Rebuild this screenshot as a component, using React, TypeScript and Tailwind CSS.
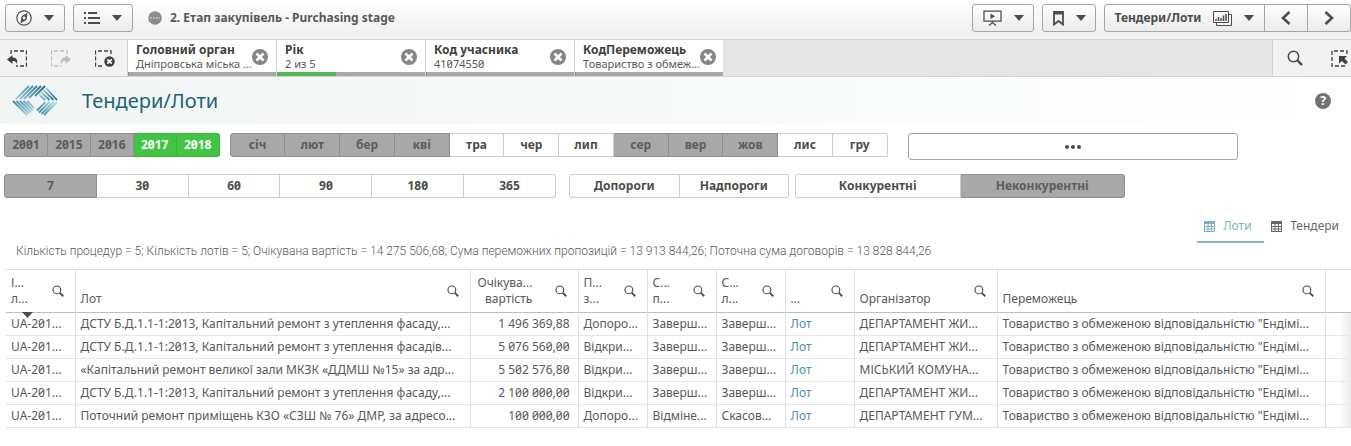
import React from 'react';

interface Option {
  label: string;
  state?: 'selected' | 'excluded';
}

const years: Option[] = [
  { label: '2001', state: 'excluded' },
  { label: '2015', state: 'excluded' },
  { label: '2016', state: 'excluded' },
  { label: '2017', state: 'selected' },
  { label: '2018', state: 'selected' },
];

const months: Option[] = [
  { label: 'січ', state: 'excluded' },
  { label: 'лют', state: 'excluded' },
  { label: 'бер', state: 'excluded' },
  { label: 'кві', state: 'excluded' },
  { label: 'тра' },
  { label: 'чер' },
  { label: 'лип' },
  { label: 'сер', state: 'excluded' },
  { label: 'вер', state: 'excluded' },
  { label: 'жов', state: 'excluded' },
  { label: 'лис' },
  { label: 'гру' },
];

const days: Option[] = [
  { label: '7', state: 'excluded' },
  { label: '30' },
  { label: '60' },
  { label: '90' },
  { label: '180' },
  { label: '365' },
];

const thresholds: Option[] = [{ label: 'Допороги' }, { label: 'Надпороги' }];

const competition: Option[] = [
  { label: 'Конкурентні' },
  { label: 'Неконкурентні', state: 'excluded' },
];

const selections = [
  { title: 'Головний орган', value: 'Дніпровська міська ...', share: 1 },
  { title: 'Рік', value: '2 из 5', share: 40 },
  { title: 'Код учасника', value: '41074550', share: 1 },
  { title: 'КодПереможець', value: 'Товариство з обмеж...', share: 1 },
];

const columns = [
  { lines: ['І...', 'л...'], width: 'w-[69px]', sorted: true },
  { lines: ['Лот'], width: '' },
  { lines: ['Очікува...', 'вартість'], width: 'w-[108px]', right: true },
  { lines: ['П...', 'з...'], width: 'w-[69px]' },
  { lines: ['С...', 'п...'], width: 'w-[69px]' },
  { lines: ['С...', 'л...'], width: 'w-[69px]' },
  { lines: ['...'], width: 'w-[69px]' },
  { lines: ['Організатор'], width: 'w-[143px]' },
  { lines: ['Переможець'], width: 'w-[328px]' },
];

const winner = 'Товариство з обмеженою відповідальністю "Ендімі...';

const rows = [
  ['UA-201...', 'ДСТУ Б.Д.1.1-1:2013, Капітальний ремонт з утеплення фасаду,...', '1 496 369,88', 'Допоро...', 'Заверш...', 'Заверш...', 'Лот', 'ДЕПАРТАМЕНТ ЖИ...', winner],
  ['UA-201...', 'ДСТУ Б.Д.1.1-1:2013, Капітальний ремонт з утеплення фасадів...', '5 076 560,00', 'Відкри...', 'Заверш...', 'Заверш...', 'Лот', 'ДЕПАРТАМЕНТ ЖИ...', winner],
  ['UA-201...', '«Капітальний ремонт великої зали МКЗК «ДДМШ №15» за адр...', '5 502 576,80', 'Відкри...', 'Заверш...', 'Заверш...', 'Лот', 'МІСЬКИЙ КОМУНА...', winner],
  ['UA-201...', 'ДСТУ Б.Д.1.1-1:2013, Капітальний ремонт з утеплення фасаду,...', '2 100 000,00', 'Відкри...', 'Заверш...', 'Заверш...', 'Лот', 'ДЕПАРТАМЕНТ ЖИ...', winner],
  ['UA-201...', 'Поточний ремонт приміщень КЗО «СЗШ № 76» ДМР, за адресо...', '100 000,00', 'Допоро...', 'Відміне...', 'Скасов...', 'Лот', 'ДЕПАРТАМЕНТ ГУМ...', winner],
];

const Caret: React.FC = () => (
  <svg width="10" height="6" viewBox="0 0 10 6" fill="#4d4d4d"><path d="M0 0h10L5 6z" /></svg>
);

const SearchIcon: React.FC<{ size: number }> = ({ size }) => (
  <svg width={size} height={size} viewBox="0 0 16 16" fill="none" stroke="#4a4a4a">
    <circle cx="6.5" cy="6.5" r="5.2" strokeWidth="1.5" />
    <path d="M10.4 10.4l4.6 4.6" strokeWidth="2.4" />
  </svg>
);

const ClearIcon: React.FC = () => (
  <svg width="16" height="16" viewBox="0 0 16 16">
    <circle cx="8" cy="8" r="8" fill="#858585" />
    <path d="M4.500 4.500l7 7M11.500 4.500l-7 7" stroke="#fff" strokeWidth="2.600" />
  </svg>
);

const TableIcon: React.FC = () => (
  <svg width="11" height="11" viewBox="0 0 11 11" fill="none" stroke="currentColor">
    <path d="M0 1.500h11" strokeWidth="3" />
    <path d="M.5 1v9.500h10V1M0 5.500h11M0 8h11M4 2v9M7.500 2v9" />
  </svg>
);

const Logo: React.FC = () => (
  <svg width="46" height="32" viewBox="0 0 46 32" fill="none" strokeWidth="1.8">
    <defs>
      <linearGradient id="up" gradientUnits="userSpaceOnUse" x1="6" y1="16" x2="30" y2="1">
        <stop offset="0" stopColor="#9fd0e0" />
        <stop offset="1" stopColor="#256f87" />
      </linearGradient>
      <linearGradient id="left" gradientUnits="userSpaceOnUse" x1="2" y1="16" x2="18" y2="30">
        <stop offset="0" stopColor="#3f8ba3" />
        <stop offset="1" stopColor="#a9d6e4" />
      </linearGradient>
      <linearGradient id="right" gradientUnits="userSpaceOnUse" x1="28" y1="5" x2="42" y2="16">
        <stop offset="0" stopColor="#b3dbe7" />
        <stop offset="1" stopColor="#256f87" />
      </linearGradient>
      <linearGradient id="down" gradientUnits="userSpaceOnUse" x1="42" y1="17" x2="29" y2="29">
        <stop offset="0" stopColor="#b3dbe7" />
        <stop offset="1" stopColor="#3f8ba3" />
      </linearGradient>
    </defs>
    <path stroke="url(#up)" d="M17 1L4 14M21 1L8 14M25 1L12 14M29 1L17 13M33 1L23 11" />
    <path stroke="url(#left)" d="M1 16L15 30M4.500 16L17 28.500M8 16L19 27M11.500 16L20.500 25M15 16L22 23" />
    <path stroke="url(#right)" d="M34 3L45 15M31 4.500L41.500 15M29 7L37.500 15M27 9.500L33 15" />
    <path stroke="url(#down)" d="M45 17L32 30M41.500 17L29.500 29M37.500 17L27 27.500M33.500 17L25 25.500" />
  </svg>
);

const buttonStyle =
  'h-7 flex items-center justify-center border border-[#a6a6a6] rounded-[3px] bg-linear-to-b from-white to-[#ebebeb]';

const ButtonGroup: React.FC<{ options: Option[]; label: string; className: string }> = ({ options, label, className }) => (
  <div role="group" aria-label={label} className={`flex h-6 ${className}`}>
    {options.map((o) => {
      const color =
        o.state === 'selected'
          ? 'bg-[#42c545] text-white border-[#3bb23e]'
          : o.state === 'excluded'
            ? 'bg-[#a8a8a8] text-[#5c5c5c] border-[#8f8f8f]'
            : 'bg-white text-[#4d4d4d] border-[#cccccc]';
      return (
        <button
          key={o.label}
          type="button"
          className={`flex-1 min-w-0 border border-l-0 first:border-l first:rounded-l-[3px] last:rounded-r-[3px] text-xs font-bold ${color}`}
        >
          {o.label}
        </button>
      );
    })}
  </div>
);

const TopBar: React.FC = () => (
  <header className="h-[39px] pl-[5px] pt-1 flex items-start justify-between bg-linear-to-b from-white to-[#efefef]">
    <div className="flex items-center gap-2">
      <button type="button" aria-label="Навігація" className={`${buttonStyle} w-15 gap-3`}>
        <svg width="16" height="16" viewBox="0 0 16 16" fill="none" stroke="#4d4d4d">
          <circle cx="8" cy="8" r="7.2" strokeWidth="1.2" />
          <path d="M11 3.500L10 9.600 5 12.500 6 6.400z" fill="#4d4d4d" />
          <circle cx="8" cy="8" r="1.400" fill="#fff" stroke="none" />
        </svg>
        <Caret />
      </button>
      <button type="button" aria-label="Меню" className={`${buttonStyle} w-15 gap-3`}>
        <svg width="16" height="12" viewBox="0 0 16 12" stroke="#4d4d4d" strokeWidth="2">
          <path d="M0 1h2M0 6h2M0 11h2M4 1h9M4 6h12M4 11h12" />
        </svg>
        <Caret />
      </button>
      <div className="flex items-center gap-2 pl-[7px] text-xs font-bold text-[#595959]">
        <svg width="14" height="14" viewBox="0 0 14 14">
          <circle cx="7" cy="7" r="6.800" fill="#8c8c8c" />
          <path d="M2 7h10" stroke="#c9c9c9" strokeWidth="1.500" strokeDasharray="2 1" />
        </svg>
        <h1>2. Етап закупівель - Purchasing stage</h1>
      </div>
    </div>
    <div className="flex items-center gap-2">
      <button type="button" aria-label="Історії" className={`${buttonStyle} w-[62px] gap-3`}>
        <svg width="19" height="16" viewBox="0 0 19 16" fill="none" stroke="#4d4d4d" strokeWidth="1.300">
          <path d="M1 1.200h17v10H1zM9.500 11v2M6 15.500l3.500-3 3.500 3" />
          <path d="M7.500 3.500l4.500 2.700-4.500 2.700z" fill="#4d4d4d" stroke="none" />
        </svg>
        <Caret />
      </button>
      <button type="button" aria-label="Закладки" className={`${buttonStyle} w-[54px] gap-3`}>
        <svg width="11" height="15" viewBox="0 0 11 15" fill="none" stroke="#4d4d4d" strokeWidth="1.800">
          <path d="M1 1h9v12.500L5.500 10 1 13.500z" />
          <path d="M1 2h9" strokeWidth="3" />
        </svg>
        <Caret />
      </button>
      <div className="flex">
        <button type="button" className={`${buttonStyle} w-[161px] rounded-r-none text-xs font-bold text-[#4d4d4d]`}>
          Тендери/Лоти
          <svg className="ml-3 mr-3" width="19" height="15" viewBox="0 0 19 15" fill="none" stroke="#4d4d4d">
            <path d="M.5.500h15v11H.5zM16 3.500h2.500v11h-15V12" />
            <path d="M3 10V8M5.500 10V6M8 10V7M10.500 10V4.500M13 10V3" strokeWidth="1.500" />
          </svg>
          <Caret />
        </button>
        <button type="button" aria-label="Попередній аркуш" className={`${buttonStyle} w-11 rounded-none -ml-px`}>
          <svg width="10" height="14" viewBox="0 0 10 14" fill="none" stroke="#4d4d4d" strokeWidth="2.600"><path d="M8.500 1L2 7l6.500 6" /></svg>
        </button>
        <button type="button" aria-label="Наступний аркуш" className={`${buttonStyle} w-11 rounded-l-none -ml-px`}>
          <svg width="10" height="14" viewBox="0 0 10 14" fill="none" stroke="#4d4d4d" strokeWidth="2.600"><path d="M1.500 1L8 7l-6.500 6" /></svg>
        </button>
      </div>
    </div>
  </header>
);

const SelectionsBar: React.FC = () => (
  <section className="h-[38px] flex border-y border-[#d2d2d2] bg-[#e5e5e5]">
    <div className="w-[127px] flex items-center gap-6 pl-[7px] bg-[#f2f2f2]">
      <button type="button" aria-label="Крок назад">
        <svg width="20" height="17" viewBox="0 0 20 17" fill="none" stroke="#404040">
          <path d="M4 4V1H19.500v15H9" strokeWidth="1.300" strokeDasharray="4 2" />
          <path d="M0 9.500L5.500 5v2.500c3.500 0 5.500 2 4.500 6.500-1-2.500-2.500-3-4.500-3V14z" fill="#404040" stroke="none" />
        </svg>
      </button>
      <button type="button" aria-label="Крок вперед">
        <svg width="20" height="17" viewBox="0 0 20 17" fill="none" stroke="#bdbdbd">
          <path d="M16 4V1H.5v15H10" strokeWidth="1.300" strokeDasharray="4 2" />
          <path d="M20 9.500L14.500 5v2.500c-3.500 0-5.500 2-4.500 6.500 1-2.500 2.500-3 4.500-3V14z" fill="#bdbdbd" stroke="none" />
        </svg>
      </button>
      <button type="button" aria-label="Очистити все">
        <svg width="20" height="17" viewBox="0 0 20 17" fill="none" stroke="#404040">
          <path d="M16 4V1H.5v15H9" strokeWidth="1.300" strokeDasharray="4 2" />
          <circle cx="14.500" cy="11.500" r="5.200" fill="#404040" stroke="none" />
          <path d="M12.300 9.300l4.400 4.400M16.700 9.300l-4.400 4.400" stroke="#fff" strokeWidth="1.800" />
        </svg>
      </button>
    </div>
    {selections.map((s) => (
      <div key={s.title} className="w-[149px] flex flex-col border-l border-[#d2d2d2] bg-white">
        <div className="flex-1 flex items-center justify-between px-2 pt-px">
          <div className="whitespace-nowrap">
            <p className="text-xs leading-[14px] font-bold text-[#404040]">{s.title}</p>
            <p className="text-[11px] leading-[13px] text-[#595959]">{s.value}</p>
          </div>
          <button type="button" aria-label={`Очистити ${s.title}`}><ClearIcon /></button>
        </div>
        <div className="h-1 bg-[#a8a8a8]">
          <div className="h-full bg-[#52b656]" style={{ width: `${s.share}%` }} />
        </div>
      </div>
    ))}
    <div className="w-[79px] ml-auto flex items-center gap-7 pl-[14px] border-l border-[#d2d2d2] bg-[#f2f2f2] overflow-hidden">
      <button type="button" aria-label="Пошук"><SearchIcon size={16} /></button>
      <button type="button" aria-label="Інструмент вибору">
        <svg width="17" height="17" viewBox="0 0 17 17" fill="none" stroke="#404040">
          <path d="M16 4V1H1v15h15" strokeWidth="1.300" strokeDasharray="4 2" />
          <path d="M8 6h8l-2.500 2.500L17 12l-2.500 2.500-3.500-3.500L8 13.500z" fill="#404040" stroke="none" />
        </svg>
      </button>
    </div>
  </section>
);

const LotsTable: React.FC = () => (
  <div className="relative pl-[6px]">
    <table className="w-full table-fixed border-collapse text-xs text-[#595959] whitespace-nowrap">
      <thead>
        <tr className="h-[43px] border-t border-t-[#e0e0e0] border-b border-b-[#bfbfbf]">
          {columns.map((c, i) => (
            <th key={i} className={`${c.width} relative px-[5px] border-r border-r-[#e0e0e0] font-normal align-bottom`}>
              <div className="flex items-end justify-between">
                <span className={`leading-4 pb-[5px] ${c.right ? 'pl-[2px] text-right' : 'text-left'}`}>
                  {c.lines.map((line) => <span key={line} className="block">{line}</span>)}
                </span>
                <button type="button" aria-label="Пошук у стовпці" className="pb-[15px] pr-[6px]"><SearchIcon size={12} /></button>
              </div>
              {c.sorted && (
                <svg className="absolute left-4 top-full" width="11" height="6" viewBox="0 0 11 6" fill="#4d4d4d"><path d="M0 0h11L5.500 6z" /></svg>
              )}
            </th>
          ))}
          <td className="w-[26px]" />
        </tr>
      </thead>
      <tbody>
        {rows.map((row, r) => (
          <tr key={r} className="h-[23px] border-b border-[#e6e6e6]">
            {row.map((cell, i) => (
              <td key={i} className={`border-r border-r-[#e0e0e0] ${i === 2 ? 'pr-2 text-right' : 'pl-[5px]'}`}>
                {i === 6 ? <a href="#lot" className="text-[#4a8fb5]">{cell}</a> : cell}
              </td>
            ))}
            <td />
          </tr>
        ))}
      </tbody>
    </table>
    <div className="absolute right-0 top-11 bottom-0 w-3 bg-linear-to-r from-transparent to-[#ececec]" />
  </div>
);

const App: React.FC = () => (
  <main className="font-['Noto_Sans',sans-serif] slashed-zero bg-white overflow-hidden">
    <TopBar />
    <SelectionsBar />
    <div className="h-[47px] flex items-center pl-3 pr-5 bg-linear-to-r from-[#f1f5f4] to-white">
      <Logo />
      <h2 className="ml-6 text-xl text-[#1b6475]">Тендери/Лоти</h2>
      <button type="button" aria-label="Довідка" className="ml-auto size-4 rounded-full bg-[#737373] text-xs leading-4 font-bold text-white">?</button>
    </div>

    <div className="flex items-start pl-1 pt-[9px] pr-[113px]">
      <ButtonGroup label="Рік" options={years} className="flex-[216] mr-[10px]" />
      <ButtonGroup label="Місяць" options={months} className="flex-[659] mr-5" />
      <button type="button" aria-label="Інші фільтри" className="flex-[329] h-[27px] flex items-center justify-center gap-[2px] border border-[#a6a6a6] rounded-[3px]">
        <span className="size-1 rounded-full bg-[#4d4d4d]" />
        <span className="size-1 rounded-full bg-[#4d4d4d]" />
        <span className="size-1 rounded-full bg-[#4d4d4d]" />
      </button>
    </div>
    <div className="flex pl-1 pt-[14px] pr-[226px]">
      <ButtonGroup label="Днів" options={days} className="flex-[552] mr-[13px]" />
      <ButtonGroup label="Пороги" options={thresholds} className="flex-[220] mr-[6px]" />
      <ButtonGroup label="Конкурентність" options={competition} className="flex-[330]" />
    </div>

    <nav className="mt-[13px] h-8 flex justify-end pr-3 text-xs">
      <a href="#lots" className="w-[67px] flex items-center pl-[7px] gap-2 border-b-2 border-[#8fb0bd] text-[#7fb0c4]">
        <TableIcon />Лоти
      </a>
      <a href="#tenders" className="flex items-center pl-[7px] gap-2 border-b-2 border-transparent text-[#666666]">
        <TableIcon />Тендери
      </a>
    </nav>
    <p className="h-[26px] pl-4 font-['Roboto',sans-serif] font-light text-xs leading-4 text-[#595959]">
      Кількість процедур = 5; Кількість лотів = 5; Очікувана вартість = 14 275 506,68; Сума переможних пропозицій = 13 913 844,26; Поточна сума договорів = 13 828 844,26
    </p>
    <LotsTable />
  </main>
);

export default App;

****************************************

▸ Task: Say how many lines of the data include the word "React". Nothing other than the number should be given.

▸ The completed task: 12